EU leaders has expressed anger after new leaks revealed that Washington has routinely monitored the phone conversations of 35 world leaders, saying the distrust of the US over spying could harm the fight against terrorism.
Allegations of spying overshadowed proceedings at an EU summit in Brussels which was supposed to focus on Europe’s growing refugee crisis. “[European leaders] stressed that intelligence gathering is a vital element in the fight against terrorism.
This applies to relations between European countries as well as to relations with the USA,” Herman van Rompuy, the president of the European Council, said in remarks on Friday.
“A lack of trust could prejudice the necessary cooperation in the field of intelligence gathering,” he said.
The British newspaper The Guardian said on Thursday it had obtained a confidential memo suggesting the NSA was able to monitor 35 world leaders’ communications in 2006.

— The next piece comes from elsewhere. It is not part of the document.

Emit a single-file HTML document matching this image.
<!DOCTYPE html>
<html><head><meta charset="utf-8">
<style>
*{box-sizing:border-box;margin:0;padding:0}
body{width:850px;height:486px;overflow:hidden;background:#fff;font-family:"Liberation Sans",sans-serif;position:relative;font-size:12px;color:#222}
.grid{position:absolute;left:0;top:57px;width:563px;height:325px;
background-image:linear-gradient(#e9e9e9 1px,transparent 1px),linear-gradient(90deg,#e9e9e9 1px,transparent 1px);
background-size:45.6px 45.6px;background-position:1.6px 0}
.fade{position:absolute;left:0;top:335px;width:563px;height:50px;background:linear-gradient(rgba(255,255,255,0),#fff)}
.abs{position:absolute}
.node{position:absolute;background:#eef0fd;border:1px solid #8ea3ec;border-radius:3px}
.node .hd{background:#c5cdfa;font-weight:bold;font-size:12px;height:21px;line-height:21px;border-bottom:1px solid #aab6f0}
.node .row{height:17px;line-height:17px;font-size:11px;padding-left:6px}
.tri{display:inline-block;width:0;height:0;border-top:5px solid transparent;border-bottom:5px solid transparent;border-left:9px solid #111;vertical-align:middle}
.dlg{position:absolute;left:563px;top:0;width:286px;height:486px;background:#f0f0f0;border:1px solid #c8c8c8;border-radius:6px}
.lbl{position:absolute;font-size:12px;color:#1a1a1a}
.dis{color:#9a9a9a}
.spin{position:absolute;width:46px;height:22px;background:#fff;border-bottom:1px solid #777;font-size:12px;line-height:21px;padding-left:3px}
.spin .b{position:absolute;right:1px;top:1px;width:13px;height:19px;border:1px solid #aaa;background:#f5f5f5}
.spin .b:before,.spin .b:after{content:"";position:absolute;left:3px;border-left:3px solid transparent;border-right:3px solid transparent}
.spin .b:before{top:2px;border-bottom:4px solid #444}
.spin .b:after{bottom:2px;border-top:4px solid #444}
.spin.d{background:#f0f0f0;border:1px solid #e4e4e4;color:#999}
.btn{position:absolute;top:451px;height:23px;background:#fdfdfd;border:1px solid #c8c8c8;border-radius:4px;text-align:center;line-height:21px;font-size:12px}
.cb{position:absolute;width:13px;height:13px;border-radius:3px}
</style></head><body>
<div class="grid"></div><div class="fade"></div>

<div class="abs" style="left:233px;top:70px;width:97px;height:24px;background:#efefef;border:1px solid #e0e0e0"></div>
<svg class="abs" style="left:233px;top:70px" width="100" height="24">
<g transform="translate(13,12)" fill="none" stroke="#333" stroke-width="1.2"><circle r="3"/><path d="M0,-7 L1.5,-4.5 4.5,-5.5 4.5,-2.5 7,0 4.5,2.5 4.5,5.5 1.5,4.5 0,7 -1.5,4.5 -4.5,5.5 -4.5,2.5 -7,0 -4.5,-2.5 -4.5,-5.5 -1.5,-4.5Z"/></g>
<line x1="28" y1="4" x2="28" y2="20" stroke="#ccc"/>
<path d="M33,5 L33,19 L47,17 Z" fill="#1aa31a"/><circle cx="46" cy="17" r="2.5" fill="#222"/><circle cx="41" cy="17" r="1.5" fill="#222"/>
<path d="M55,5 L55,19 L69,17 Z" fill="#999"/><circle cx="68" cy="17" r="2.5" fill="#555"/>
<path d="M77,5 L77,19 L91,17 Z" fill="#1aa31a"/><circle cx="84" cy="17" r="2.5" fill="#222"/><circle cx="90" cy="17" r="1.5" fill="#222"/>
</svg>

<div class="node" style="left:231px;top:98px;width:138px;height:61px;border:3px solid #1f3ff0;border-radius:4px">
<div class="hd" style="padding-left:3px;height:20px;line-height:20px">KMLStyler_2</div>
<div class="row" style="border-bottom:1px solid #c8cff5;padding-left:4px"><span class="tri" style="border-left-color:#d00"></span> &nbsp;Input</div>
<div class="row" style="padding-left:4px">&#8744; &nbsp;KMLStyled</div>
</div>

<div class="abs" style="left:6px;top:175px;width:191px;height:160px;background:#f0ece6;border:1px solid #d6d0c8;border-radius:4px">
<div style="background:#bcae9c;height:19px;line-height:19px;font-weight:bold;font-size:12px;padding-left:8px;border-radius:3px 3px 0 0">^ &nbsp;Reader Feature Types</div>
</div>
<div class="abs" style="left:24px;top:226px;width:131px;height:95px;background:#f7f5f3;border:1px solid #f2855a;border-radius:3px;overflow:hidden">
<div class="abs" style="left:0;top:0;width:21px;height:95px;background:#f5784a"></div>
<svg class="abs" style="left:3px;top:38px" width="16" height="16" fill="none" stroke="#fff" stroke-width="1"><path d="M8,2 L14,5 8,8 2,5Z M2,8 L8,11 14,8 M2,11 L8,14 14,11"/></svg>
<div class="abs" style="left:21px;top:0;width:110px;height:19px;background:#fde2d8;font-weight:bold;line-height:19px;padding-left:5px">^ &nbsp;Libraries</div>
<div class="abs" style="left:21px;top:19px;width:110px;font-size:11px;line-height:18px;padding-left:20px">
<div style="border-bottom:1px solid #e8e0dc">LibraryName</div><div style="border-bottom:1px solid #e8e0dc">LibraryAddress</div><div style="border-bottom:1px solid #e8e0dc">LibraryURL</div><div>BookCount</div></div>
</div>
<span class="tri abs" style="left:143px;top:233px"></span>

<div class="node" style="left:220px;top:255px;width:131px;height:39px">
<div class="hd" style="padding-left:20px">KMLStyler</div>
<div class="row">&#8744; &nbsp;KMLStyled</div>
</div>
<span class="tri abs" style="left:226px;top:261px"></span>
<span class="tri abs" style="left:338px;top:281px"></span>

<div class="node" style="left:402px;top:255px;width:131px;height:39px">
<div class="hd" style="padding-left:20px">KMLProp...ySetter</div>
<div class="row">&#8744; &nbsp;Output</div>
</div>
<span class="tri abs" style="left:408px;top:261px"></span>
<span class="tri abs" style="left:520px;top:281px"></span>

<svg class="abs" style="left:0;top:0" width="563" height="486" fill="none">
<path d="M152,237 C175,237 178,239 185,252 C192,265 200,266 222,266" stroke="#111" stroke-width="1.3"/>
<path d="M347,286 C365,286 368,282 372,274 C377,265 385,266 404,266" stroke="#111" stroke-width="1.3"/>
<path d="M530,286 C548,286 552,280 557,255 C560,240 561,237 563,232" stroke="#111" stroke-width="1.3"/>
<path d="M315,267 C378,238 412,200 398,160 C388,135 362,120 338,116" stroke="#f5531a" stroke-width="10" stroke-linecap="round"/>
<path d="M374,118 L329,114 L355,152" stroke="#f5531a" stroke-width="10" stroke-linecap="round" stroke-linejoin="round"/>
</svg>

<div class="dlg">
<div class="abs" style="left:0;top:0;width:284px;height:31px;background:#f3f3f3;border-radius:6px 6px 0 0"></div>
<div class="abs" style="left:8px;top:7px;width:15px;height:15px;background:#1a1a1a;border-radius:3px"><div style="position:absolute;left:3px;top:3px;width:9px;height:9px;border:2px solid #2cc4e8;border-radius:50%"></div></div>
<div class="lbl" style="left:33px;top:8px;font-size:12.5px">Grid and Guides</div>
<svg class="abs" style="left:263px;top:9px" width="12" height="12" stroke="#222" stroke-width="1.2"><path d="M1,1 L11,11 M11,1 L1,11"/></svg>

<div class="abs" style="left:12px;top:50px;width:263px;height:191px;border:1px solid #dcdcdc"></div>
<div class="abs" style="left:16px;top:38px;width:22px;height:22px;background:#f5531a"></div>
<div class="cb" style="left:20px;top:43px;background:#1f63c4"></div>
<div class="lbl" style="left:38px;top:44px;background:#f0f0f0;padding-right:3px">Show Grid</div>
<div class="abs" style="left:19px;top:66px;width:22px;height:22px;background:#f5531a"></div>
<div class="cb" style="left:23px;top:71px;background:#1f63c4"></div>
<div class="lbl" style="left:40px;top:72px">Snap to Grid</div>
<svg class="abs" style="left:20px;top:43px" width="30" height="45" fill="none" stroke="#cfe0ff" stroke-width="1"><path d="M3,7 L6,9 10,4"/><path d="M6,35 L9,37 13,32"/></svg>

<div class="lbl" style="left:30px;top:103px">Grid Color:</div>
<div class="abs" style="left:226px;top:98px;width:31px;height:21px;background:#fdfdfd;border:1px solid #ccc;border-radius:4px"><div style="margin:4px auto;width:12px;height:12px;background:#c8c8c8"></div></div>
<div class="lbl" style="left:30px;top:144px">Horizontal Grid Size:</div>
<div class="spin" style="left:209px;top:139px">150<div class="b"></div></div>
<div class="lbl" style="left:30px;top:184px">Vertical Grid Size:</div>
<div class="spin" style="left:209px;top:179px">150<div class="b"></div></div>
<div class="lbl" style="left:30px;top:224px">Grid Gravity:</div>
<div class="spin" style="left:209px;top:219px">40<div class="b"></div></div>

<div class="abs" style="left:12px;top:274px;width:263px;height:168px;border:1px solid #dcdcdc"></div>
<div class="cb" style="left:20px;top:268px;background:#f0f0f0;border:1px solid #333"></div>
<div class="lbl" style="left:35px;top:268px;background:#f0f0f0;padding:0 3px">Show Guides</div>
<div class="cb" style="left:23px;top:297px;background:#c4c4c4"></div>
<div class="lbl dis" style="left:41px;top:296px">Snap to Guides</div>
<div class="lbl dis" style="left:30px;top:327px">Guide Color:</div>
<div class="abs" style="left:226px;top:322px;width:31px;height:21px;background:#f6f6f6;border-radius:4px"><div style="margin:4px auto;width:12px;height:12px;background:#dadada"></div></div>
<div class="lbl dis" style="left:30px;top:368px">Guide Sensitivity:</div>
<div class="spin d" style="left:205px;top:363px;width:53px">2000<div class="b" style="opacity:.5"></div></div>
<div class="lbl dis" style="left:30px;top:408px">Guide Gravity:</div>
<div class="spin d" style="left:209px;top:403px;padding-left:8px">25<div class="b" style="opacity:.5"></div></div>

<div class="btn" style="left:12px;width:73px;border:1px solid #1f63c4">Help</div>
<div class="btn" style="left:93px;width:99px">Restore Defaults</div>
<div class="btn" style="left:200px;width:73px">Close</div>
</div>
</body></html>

The memo said the NSA encouraged senior officials at the White House, Pentagon and other agencies to share their contacts so the spy agency could add foreign leaders’ phone numbers to its surveillance systems, the report said.

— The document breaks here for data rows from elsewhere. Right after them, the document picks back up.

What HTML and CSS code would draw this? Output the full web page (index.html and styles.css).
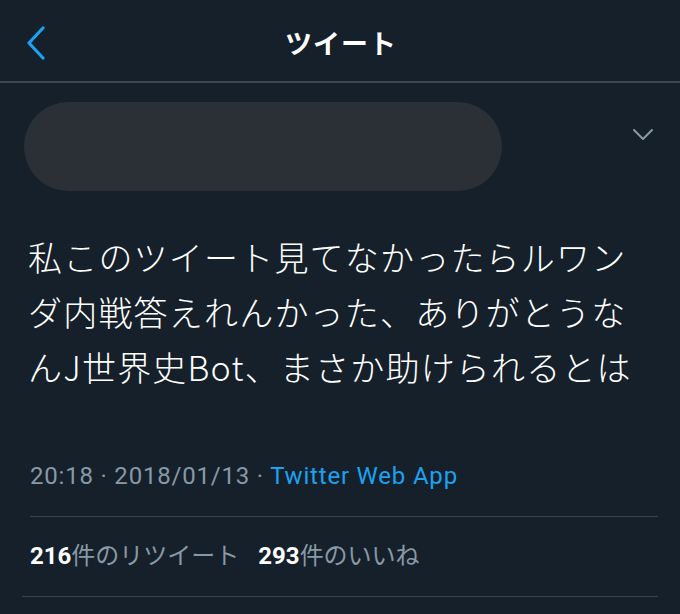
FILE: index.html
```html
<!DOCTYPE html>
<html lang="ja">
<head>
<meta charset="utf-8">
<link rel="stylesheet" href="styles.css">
</head>
<body>
<div class="app">
  <header class="nav">
    <svg class="back" width="24" height="34" viewBox="0 0 24 34"><path d="M18 2 L4 17 L18 32" fill="none" stroke="#1da1f2" stroke-width="3.2" stroke-linecap="round" stroke-linejoin="round"/></svg>
    <h1 class="title">ツイート</h1>
  </header>
  <main class="tweet">
    <div class="author">
      <div class="redacted"></div>
      <svg class="caret" width="22" height="14" viewBox="0 0 22 14"><path d="M2 2 L11 11 L20 2" fill="none" stroke="#8899a6" stroke-width="2" stroke-linecap="round" stroke-linejoin="round"/></svg>
    </div>
    <p class="body">私このツイート見てなかったらルワン<br>ダ内戦答えれんかった、ありがとうな<br>んJ世界史Bot、まさか助けられるとは</p>
    <div class="meta">20:18 · 2018/01/13 · <span class="source">Twitter Web App</span></div>
    <div class="stats">
      <span class="stat"><b>216</b>件のリツイート</span>
      <span class="stat"><b>293</b>件のいいね</span>
    </div>
  </main>
</div>
</body>
</html>
```
FILE: styles.css
```css
html, body {
  margin: 0;
  padding: 0;
  background: #15202b;
}
body {
  width: 680px;
  height: 614px;
  overflow: hidden;
  font-family: "Noto Sans CJK JP", "Noto Sans", sans-serif;
  color: #ffffff;
}
.nav {
  position: relative;
  height: 81px;
  border-bottom: 2px solid #3a4651;
  display: flex;
  align-items: center;
  justify-content: center;
}
.back {
  position: absolute;
  left: 25px;
  top: 26px;
}
.title {
  margin: 0;
  font-size: 27px;
  font-weight: 700;
  letter-spacing: 1px;
  line-height: 1;
  padding-top: 4px;
  padding-left: 2px;
}
.tweet {
  padding: 0 22px;
}
.author {
  display: flex;
  align-items: flex-start;
  justify-content: space-between;
  padding-top: 19px;
}
.redacted {
  margin-left: 2px;
  width: 478px;
  height: 89px;
  border-radius: 45px;
  background: #2b3036;
}
.caret {
  margin-top: 26px;
  margin-right: 4px;
}
.body {
  margin: 38px 0 0 6px;
  font-size: 34px;
  line-height: 55px;
  letter-spacing: 1.2px;
  font-weight: 300;
  white-space: nowrap;
}
.meta {
  margin: 68px 0 0 8px;
  font-family: Roboto, "Noto Sans CJK JP", sans-serif;
  font-size: 24px;
  letter-spacing: 0.8px;
  color: #8899a6;
  padding-bottom: 26px;
  border-bottom: 1px solid #38444d;
}
.source {
  color: #1da1f2;
}
.stats {
  display: flex;
  gap: 19px;
  padding: 19px 0 25px 8px;
  border-bottom: 1px solid #38444d;
  font-family: Roboto, "Noto Sans CJK JP", sans-serif;
  font-size: 24px;
  color: #8899a6;
}
.stat b {
  color: #ffffff;
  font-weight: 700;
}
```
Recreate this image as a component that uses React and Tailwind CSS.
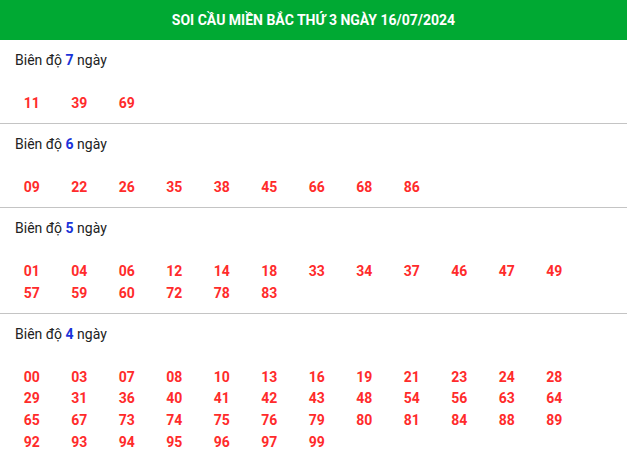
import React from "react";

const sections = [
  { n: 7, nums: ["11", "39", "69"] },
  { n: 6, nums: ["09", "22", "26", "35", "38", "45", "66", "68", "86"] },
  {
    n: 5,
    nums: ["01", "04", "06", "12", "14", "18", "33", "34", "37", "46", "47", "49", "57", "59", "60", "72", "78", "83"],
  },
  {
    n: 4,
    nums: [
      "00", "03", "07", "08", "10", "13", "16", "19", "21", "23", "24", "28",
      "29", "31", "36", "40", "41", "42", "43", "48", "54", "56", "63", "64",
      "65", "67", "73", "74", "75", "76", "79", "80", "81", "84", "88", "89",
      "92", "93", "94", "95", "96", "97", "99",
    ],
  },
];

export default function App() {
  return (
    <div className="w-[627px] h-[460px] overflow-hidden bg-white font-['Roboto',sans-serif]">
      <div className="h-10 bg-[#00a933] flex items-center justify-center text-white font-bold text-[14px]">
        SOI CẦU MIỀN BẮC THỨ 3 NGÀY 16/07/2024
      </div>
      {sections.map((s, i) => (
        <div key={s.n} className={i < sections.length - 1 ? "border-b border-[#c4c4c4]" : ""}>
          <div className="pl-[15px] pt-[10px] h-[42px] leading-[20px] text-[14px] text-[#222]">
            Biên độ <span className="font-bold text-[#1a33d9]">{s.n}</span> ngày
          </div>
          <div className="pl-2 pt-[10.5px] pb-[9px] flex flex-wrap w-[594px]">
            {s.nums.map((x) => (
              <div key={x} className="w-[47.5px] h-[21.7px] leading-[21.7px] text-center text-[14px] font-bold text-[#ff2b2b]">
                {x}
              </div>
            ))}
          </div>
        </div>
      ))}
    </div>
  );
}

The Guardian did not identify who reportedly was eavesdropped on.
A delegation of members of the European Parliament will travel to Washington on Monday for three days to seek a response to the allegations, after none of the EU presidents who confronted US got no convincing response.
The nine-member delegation from the parliament’s civil liberties committee will meet senior US government and intelligence officials and explore “possible legal remedies for EU citizens” resulting from the alleged surveillance, although it is not clear what such remedies might entail.